Goal:
Give every line back verbatim, dropping all images.

Input data:
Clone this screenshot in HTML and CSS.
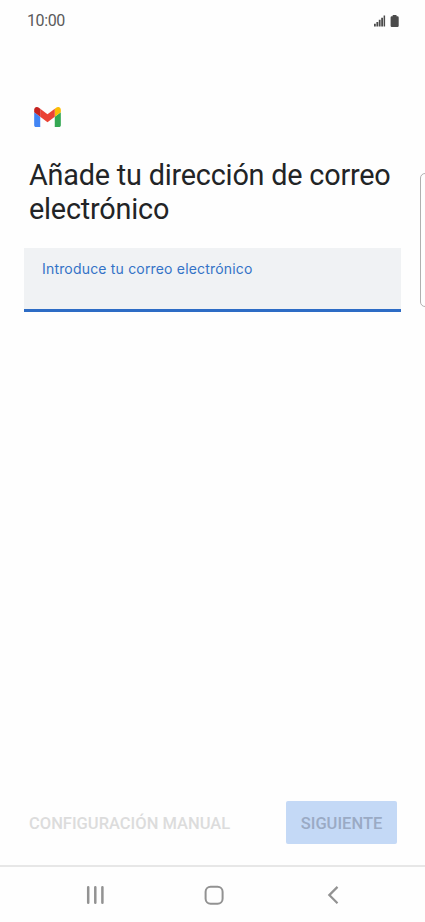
FILE: index.html
```html
<!DOCTYPE html>
<html lang="es">
<head>
<meta charset="utf-8">
<title>Correo</title>
<link rel="stylesheet" href="styles.css">
</head>
<body>
<div class="screen">
  <header class="status">
    <span class="clock">10:00</span>
    <svg class="status-icons" width="26" height="14" viewBox="0 0 26 14" fill="#4b4b4b">
      <path d="M0 9.8h1.8v2.7H0zM2.4 8h1.8v4.5H2.4zM4.8 5.8h1.8v6.7H4.8zM7.2 3.7h1.8v8.8H7.2zM9.6 1.5h1.5v11H9.6z"/>
      <path d="M18.7 1h3.8v1.2h1q1.2 0 1.2 1.2v8.4q0 1.2-1.2 1.2h-5.7q-1.2 0-1.2-1.2V3.4q0-1.2 1.2-1.2h.9z"/>
    </svg>
  </header>
  <main class="content">
    <svg class="logo" width="27" height="20" viewBox="52 42 88 66">
      <path fill="#4285f4" d="M58 108h14V74L52 59v43c0 3.32 2.69 6 6 6"/>
      <path fill="#34a853" d="M120 108h14c3.32 0 6-2.69 6-6V59l-20 15"/>
      <path fill="#fbbc04" d="M120 48v26l20-15v-8c0-7.42-8.47-11.65-14.4-7.2"/>
      <path fill="#ea4335" d="M72 74V48l24 18 24-18v26L96 92"/>
      <path fill="#c5221f" d="M52 51v8l20 15V48l-5.6-4.2c-5.94-4.45-14.4-.22-14.4 7.2"/>
    </svg>
    <h1 class="title">Añade tu dirección de correo electrónico</h1>
    <div class="field"><label class="label">Introduce tu correo electrónico</label></div>
  </main>
  <div class="edge-panel"></div>
  <div class="actions">
    <span class="manual">CONFIGURACIÓN MANUAL</span>
    <button class="next" disabled>SIGUIENTE</button>
  </div>
  <nav class="navbar">
    <svg width="425" height="55" viewBox="0 0 425 55" fill="none" stroke="#929292" stroke-width="2">
      <path stroke-width="2.5" stroke-linecap="round" d="M88.2 20.2v15.6M95.3 20.2v15.6M102.4 20.2v15.6"/>
      <rect x="205.6" y="19.7" width="17" height="17" rx="5"/>
      <path stroke-width="2.2" d="M337.5 19.9l-8.2 8.2 8.2 8.2"/>
    </svg>
  </nav>
</div>
</body>
</html>
```
FILE: styles.css
```css
* {
  box-sizing: border-box;
}

body {
  margin: 0;
  background: #fefefe;
  font-family: Roboto, sans-serif;
}

.screen {
  position: relative;
  display: flex;
  flex-direction: column;
  width: 425px;
  height: 922px;
  overflow: hidden;
}

.status {
  display: flex;
  justify-content: space-between;
  align-items: center;
  height: 41px;
  padding: 0 25px 0 27px;
}

.clock {
  color: #5a5a5a;
  font-size: 16px;
  letter-spacing: -0.4px;
  line-height: 20px;
}

.content {
  flex: 1;
  padding: 66px 24px 0;
}

.logo {
  display: block;
  margin-left: 10px;
}

.title {
  margin: 32px 0 0 5px;
  color: #222426;
  font-size: 28.8px;
  font-weight: 400;
  letter-spacing: -0.2px;
  line-height: 33.5px;
}

.field {
  height: 64px;
  margin-top: 22px;
  padding: 11px 18px;
  border-bottom: 3px solid #2d6cc5;
  background: #f0f2f4;
}

.label {
  display: block;
  color: #3472c7;
  font-family: Inter, sans-serif;
  font-size: 14px;
  letter-spacing: 0.18px;
  line-height: 20px;
  white-space: nowrap;
}

.edge-panel {
  position: absolute;
  top: 173px;
  left: 420px;
  width: 12px;
  height: 134px;
  border: 1px solid #b0b0b0;
  border-radius: 5px;
}

.actions {
  display: flex;
  justify-content: space-between;
  align-items: center;
  height: 43px;
  margin: 0 28px 21px 29px;
}

.manual,
.next {
  font-family: Roboto, sans-serif;
  font-size: 16.5px;
  font-weight: 500;
  white-space: nowrap;
}

.manual {
  padding-top: 2px;
  color: #dcdcdc;
}

.next {
  width: 111px;
  height: 43px;
  padding: 2px 0 0;
  border: 0;
  border-radius: 2px;
  background: #c4d9f6;
  color: #9aaac4;
}

.navbar {
  height: 57px;
  border-top: 2px solid #e7e7e7;
}

.navbar svg {
  display: block;
}
```
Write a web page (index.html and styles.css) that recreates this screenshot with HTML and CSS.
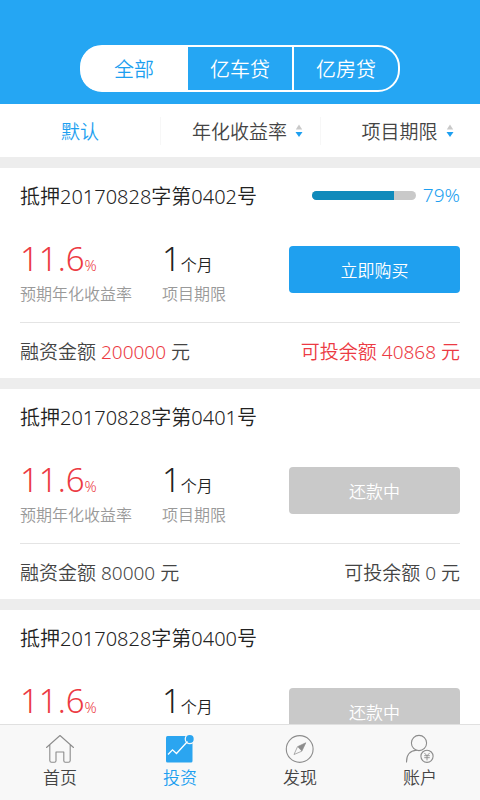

Written solution:
Clone this screenshot in HTML and CSS.
FILE: index.html
```html
<!DOCTYPE html>
<html lang="es">
<head>
<meta charset="utf-8">
<title>Correo</title>
<link rel="stylesheet" href="styles.css">
</head>
<body>
<div class="screen">
  <header class="status">
    <span class="clock">10:00</span>
    <svg class="status-icons" width="26" height="14" viewBox="0 0 26 14" fill="#4b4b4b">
      <path d="M0 9.8h1.8v2.7H0zM2.4 8h1.8v4.5H2.4zM4.8 5.8h1.8v6.7H4.8zM7.2 3.7h1.8v8.8H7.2zM9.6 1.5h1.5v11H9.6z"/>
      <path d="M18.7 1h3.8v1.2h1q1.2 0 1.2 1.2v8.4q0 1.2-1.2 1.2h-5.7q-1.2 0-1.2-1.2V3.4q0-1.2 1.2-1.2h.9z"/>
    </svg>
  </header>
  <main class="content">
    <svg class="logo" width="27" height="20" viewBox="52 42 88 66">
      <path fill="#4285f4" d="M58 108h14V74L52 59v43c0 3.32 2.69 6 6 6"/>
      <path fill="#34a853" d="M120 108h14c3.32 0 6-2.69 6-6V59l-20 15"/>
      <path fill="#fbbc04" d="M120 48v26l20-15v-8c0-7.42-8.47-11.65-14.4-7.2"/>
      <path fill="#ea4335" d="M72 74V48l24 18 24-18v26L96 92"/>
      <path fill="#c5221f" d="M52 51v8l20 15V48l-5.6-4.2c-5.94-4.45-14.4-.22-14.4 7.2"/>
    </svg>
    <h1 class="title">Añade tu dirección de correo electrónico</h1>
    <div class="field"><label class="label">Introduce tu correo electrónico</label></div>
  </main>
  <div class="edge-panel"></div>
  <div class="actions">
    <span class="manual">CONFIGURACIÓN MANUAL</span>
    <button class="next" disabled>SIGUIENTE</button>
  </div>
  <nav class="navbar">
    <svg width="425" height="55" viewBox="0 0 425 55" fill="none" stroke="#929292" stroke-width="2">
      <path stroke-width="2.5" stroke-linecap="round" d="M88.2 20.2v15.6M95.3 20.2v15.6M102.4 20.2v15.6"/>
      <rect x="205.6" y="19.7" width="17" height="17" rx="5"/>
      <path stroke-width="2.2" d="M337.5 19.9l-8.2 8.2 8.2 8.2"/>
    </svg>
  </nav>
</div>
</body>
</html>
```
FILE: styles.css
```css
* {
  box-sizing: border-box;
}

body {
  margin: 0;
  background: #fefefe;
  font-family: Roboto, sans-serif;
}

.screen {
  position: relative;
  display: flex;
  flex-direction: column;
  width: 425px;
  height: 922px;
  overflow: hidden;
}

.status {
  display: flex;
  justify-content: space-between;
  align-items: center;
  height: 41px;
  padding: 0 25px 0 27px;
}

.clock {
  color: #5a5a5a;
  font-size: 16px;
  letter-spacing: -0.4px;
  line-height: 20px;
}

.content {
  flex: 1;
  padding: 66px 24px 0;
}

.logo {
  display: block;
  margin-left: 10px;
}

.title {
  margin: 32px 0 0 5px;
  color: #222426;
  font-size: 28.8px;
  font-weight: 400;
  letter-spacing: -0.2px;
  line-height: 33.5px;
}

.field {
  height: 64px;
  margin-top: 22px;
  padding: 11px 18px;
  border-bottom: 3px solid #2d6cc5;
  background: #f0f2f4;
}

.label {
  display: block;
  color: #3472c7;
  font-family: Inter, sans-serif;
  font-size: 14px;
  letter-spacing: 0.18px;
  line-height: 20px;
  white-space: nowrap;
}

.edge-panel {
  position: absolute;
  top: 173px;
  left: 420px;
  width: 12px;
  height: 134px;
  border: 1px solid #b0b0b0;
  border-radius: 5px;
}

.actions {
  display: flex;
  justify-content: space-between;
  align-items: center;
  height: 43px;
  margin: 0 28px 21px 29px;
}

.manual,
.next {
  font-family: Roboto, sans-serif;
  font-size: 16.5px;
  font-weight: 500;
  white-space: nowrap;
}

.manual {
  padding-top: 2px;
  color: #dcdcdc;
}

.next {
  width: 111px;
  height: 43px;
  padding: 2px 0 0;
  border: 0;
  border-radius: 2px;
  background: #c4d9f6;
  color: #9aaac4;
}

.navbar {
  height: 57px;
  border-top: 2px solid #e7e7e7;
}

.navbar svg {
  display: block;
}
```
Write a web page (index.html and styles.css) that recreates this screenshot with HTML and CSS.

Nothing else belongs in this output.